The Porsche Macan Turbo also stands out thanks to its front spoiler lip, the design of which is based on that of the Porsche 918 Spyder, and the direction indicators and position lights, which appear to hover inside the side air intakes.
The Porsche Macan Turbo also features Bi-Xenon headlights including PDLS, Porsche Active Suspension Management (PASM), 19-inch Macan Turbo wheels, red brake calipers with enlarged brake discs, side blades painted in the exterior colour, a leather package, adaptive Sports seats, Porsche Communication Management (PCM) with a large touchscreen, and the BOSE® Surround Sound System. Offering a total output of 545 watts and with 14 loudspeakers including subwoofer, it delivers a special listening experience.
Fuel consumption* Macan : Urban in l/100 km (mpg) 11.8 (23.9)-6.7 (42.2); Extra urban in l/100 km (mpg) 7.8 (36.2)-5.7 (49.6); Combined in l/100 km (mpg) 9.2 (30.7)-6.1 (46.3); CO2 emissions in g/km 216-159.
Impressively, the 3.6-litre twin-turbo V6 engine delivers an enormous power output of 294 kW (400 hp).
The sprint from 0 to 62 mph is completed in a mere 4.8 seconds. Top speed is 165 mph. And that’s all achieved with moderate emission and fuel consumption figures.
Porsche Traction Management (PTM)
This active all-wheel-drive system with variable torque distribution delivers engine power precisely to the road. By means of continuous monitoring of driving conditions, the system is able to respond to a variety of situations and adapt to your driving style.
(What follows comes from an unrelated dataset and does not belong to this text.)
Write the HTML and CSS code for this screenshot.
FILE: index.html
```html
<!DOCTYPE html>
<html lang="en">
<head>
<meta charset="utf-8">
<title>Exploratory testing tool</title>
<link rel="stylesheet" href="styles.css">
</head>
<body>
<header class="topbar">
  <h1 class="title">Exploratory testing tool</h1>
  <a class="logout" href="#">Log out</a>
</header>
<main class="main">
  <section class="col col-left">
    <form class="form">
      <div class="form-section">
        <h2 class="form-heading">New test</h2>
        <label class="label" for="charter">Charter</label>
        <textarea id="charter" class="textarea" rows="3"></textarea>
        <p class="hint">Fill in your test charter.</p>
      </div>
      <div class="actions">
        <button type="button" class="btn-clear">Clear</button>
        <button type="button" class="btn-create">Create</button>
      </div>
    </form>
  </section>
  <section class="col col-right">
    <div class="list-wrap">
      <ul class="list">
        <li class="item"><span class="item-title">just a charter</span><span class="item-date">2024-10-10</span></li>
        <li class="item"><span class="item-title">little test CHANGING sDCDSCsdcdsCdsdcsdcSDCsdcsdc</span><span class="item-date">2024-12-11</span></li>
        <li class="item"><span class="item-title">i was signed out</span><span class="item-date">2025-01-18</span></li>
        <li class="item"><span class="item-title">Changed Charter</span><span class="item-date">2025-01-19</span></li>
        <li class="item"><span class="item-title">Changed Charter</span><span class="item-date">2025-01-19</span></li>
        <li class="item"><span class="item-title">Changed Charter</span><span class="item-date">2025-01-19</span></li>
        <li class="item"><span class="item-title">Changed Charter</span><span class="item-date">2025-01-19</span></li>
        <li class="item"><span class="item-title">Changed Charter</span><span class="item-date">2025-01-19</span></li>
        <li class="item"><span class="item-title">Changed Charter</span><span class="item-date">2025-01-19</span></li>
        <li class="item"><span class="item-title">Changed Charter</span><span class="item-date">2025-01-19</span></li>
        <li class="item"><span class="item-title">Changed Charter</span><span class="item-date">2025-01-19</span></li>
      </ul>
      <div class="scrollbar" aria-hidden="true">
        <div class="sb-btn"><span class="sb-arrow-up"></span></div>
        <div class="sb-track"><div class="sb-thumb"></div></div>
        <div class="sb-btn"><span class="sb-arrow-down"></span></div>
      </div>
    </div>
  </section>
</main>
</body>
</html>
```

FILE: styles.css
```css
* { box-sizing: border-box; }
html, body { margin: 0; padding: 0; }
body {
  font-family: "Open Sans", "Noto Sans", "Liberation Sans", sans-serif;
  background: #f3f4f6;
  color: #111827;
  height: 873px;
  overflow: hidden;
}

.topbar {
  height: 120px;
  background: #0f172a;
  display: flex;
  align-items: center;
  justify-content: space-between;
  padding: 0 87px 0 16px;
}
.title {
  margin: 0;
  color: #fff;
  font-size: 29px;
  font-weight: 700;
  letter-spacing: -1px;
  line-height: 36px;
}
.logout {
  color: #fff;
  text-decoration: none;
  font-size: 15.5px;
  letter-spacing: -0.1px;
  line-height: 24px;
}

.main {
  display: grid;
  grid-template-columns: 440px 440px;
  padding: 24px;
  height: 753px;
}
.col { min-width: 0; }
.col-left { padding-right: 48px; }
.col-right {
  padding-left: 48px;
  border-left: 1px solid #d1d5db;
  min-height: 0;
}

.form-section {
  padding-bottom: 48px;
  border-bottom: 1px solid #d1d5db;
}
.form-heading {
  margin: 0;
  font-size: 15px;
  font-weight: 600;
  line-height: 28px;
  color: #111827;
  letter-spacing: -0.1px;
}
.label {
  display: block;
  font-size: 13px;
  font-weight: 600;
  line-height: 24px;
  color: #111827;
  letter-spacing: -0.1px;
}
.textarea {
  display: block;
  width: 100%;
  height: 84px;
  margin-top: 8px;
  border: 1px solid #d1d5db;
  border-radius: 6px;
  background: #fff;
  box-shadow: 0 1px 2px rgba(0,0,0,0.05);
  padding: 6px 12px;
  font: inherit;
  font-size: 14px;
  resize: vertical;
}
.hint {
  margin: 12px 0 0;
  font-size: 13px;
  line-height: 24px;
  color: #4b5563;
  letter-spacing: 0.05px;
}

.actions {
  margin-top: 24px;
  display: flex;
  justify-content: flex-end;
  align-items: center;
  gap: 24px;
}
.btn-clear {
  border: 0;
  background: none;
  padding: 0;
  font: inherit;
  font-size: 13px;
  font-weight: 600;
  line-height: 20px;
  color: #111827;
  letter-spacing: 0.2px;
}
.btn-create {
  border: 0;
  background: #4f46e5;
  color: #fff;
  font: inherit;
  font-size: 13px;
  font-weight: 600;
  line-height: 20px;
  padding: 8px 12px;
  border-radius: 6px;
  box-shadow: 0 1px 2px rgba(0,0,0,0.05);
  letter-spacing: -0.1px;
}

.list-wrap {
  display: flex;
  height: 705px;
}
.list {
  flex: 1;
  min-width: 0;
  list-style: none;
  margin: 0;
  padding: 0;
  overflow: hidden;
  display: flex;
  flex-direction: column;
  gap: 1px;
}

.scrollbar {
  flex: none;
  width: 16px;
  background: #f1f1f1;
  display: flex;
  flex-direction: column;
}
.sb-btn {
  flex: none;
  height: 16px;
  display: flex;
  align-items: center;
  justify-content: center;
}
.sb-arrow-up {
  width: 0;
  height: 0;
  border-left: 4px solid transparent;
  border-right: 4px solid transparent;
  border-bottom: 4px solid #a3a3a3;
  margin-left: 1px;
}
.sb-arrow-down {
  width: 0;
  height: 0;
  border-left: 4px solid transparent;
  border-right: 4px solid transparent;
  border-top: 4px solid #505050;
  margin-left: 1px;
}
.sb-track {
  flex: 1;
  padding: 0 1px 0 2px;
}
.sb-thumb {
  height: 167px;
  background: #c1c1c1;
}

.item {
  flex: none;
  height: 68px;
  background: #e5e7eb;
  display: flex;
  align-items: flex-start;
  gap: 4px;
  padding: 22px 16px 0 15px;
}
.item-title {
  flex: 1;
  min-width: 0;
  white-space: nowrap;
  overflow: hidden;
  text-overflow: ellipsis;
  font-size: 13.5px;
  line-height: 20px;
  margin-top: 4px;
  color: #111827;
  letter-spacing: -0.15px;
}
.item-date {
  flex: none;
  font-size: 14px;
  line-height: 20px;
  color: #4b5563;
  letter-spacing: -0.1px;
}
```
The electronically controlled clutch helps to ensure optimum distribution of force to all four wheels on road surfaces with irregular grip. The torque split between the front and rear axles is therefore fully variable – up to 100 % if necessary. In addition to traction, driving safety and outstanding steering performance, Porsche Traction Management (PTM) enables a high degree of driving stability, exceptional handling and excellent dynamics. In short, typical Porsche driving qualities.
Burmester® High-End Surround Sound-System
For many, listening to music and driving a car is a natural combination. The Burmester® High-End Surround Sound System turns the experience into an emotional event of the highest sound quality. It was co-developed in Weissach and in Berlin – by one of the most respected manufacturers of high-end audio equipment worldwide. The figures alone sound impressive: 16 amplifier channels with a total output of more than 1,000 watts, 16 loudspeakers including a 300-watt active subwoofer with class D digital amplifier.